In 30 Days With My Brother Adrián plays the emotional lead of Jonathan, a young man who is reunited with his brother (Omar Mora) after 17 years of being estranged at a very young age. The two are forced to confront their emotional and damaging past while trying to restore their relationship as brothers. The emotionally laden film takes you through the many stages of anger, denial, acceptance and in the end, love.
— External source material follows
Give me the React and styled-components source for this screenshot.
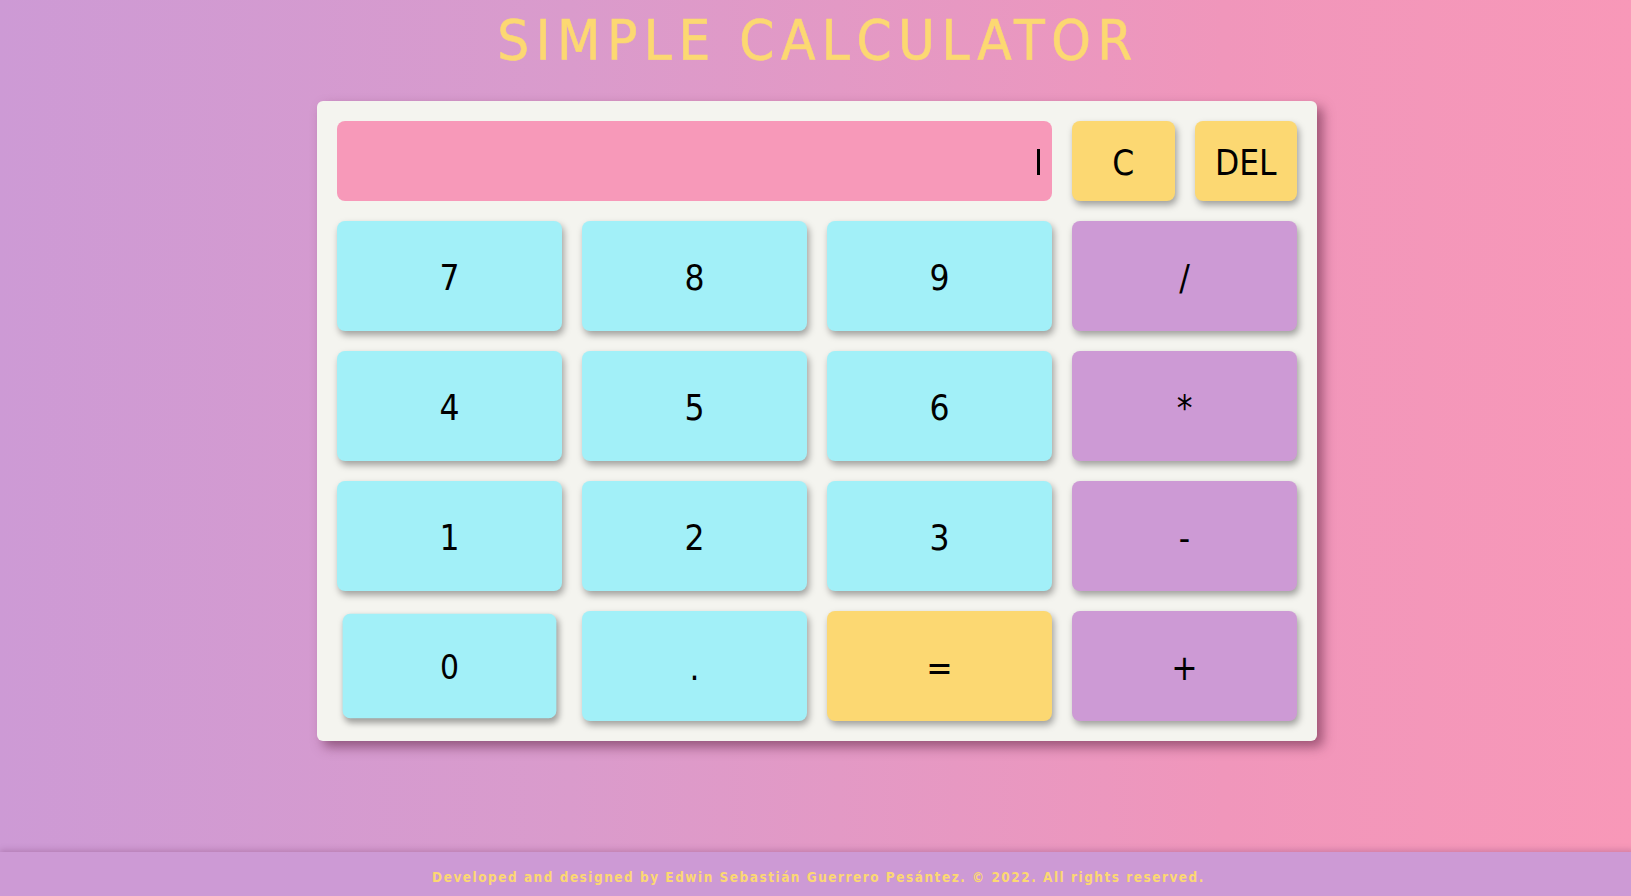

Born and raised in Puerto Rico to Cuban parents, Adrián knew from a young age that he was passionate about the arts. It was from his discipline in sports activities and working for his parents’ successful jewelry business that Adrián created an exceptional work ethic. He graduated from high school Suma Cum Laude and went on to attend the University of Puerto Rico. Passionate and motivated to start his acting career, Adrián moved to Los Angeles in 2008. He has studied his craft at several renowned acting schools, such as The Groundlings, The Bramon Garcia Braun Studio, and The Imagine Life by Diana Castle. He also had the amazing opportunity to study with actor, director, and writer Nate Parker of the new upcoming highly anticipated feature film, Birth of a Nation.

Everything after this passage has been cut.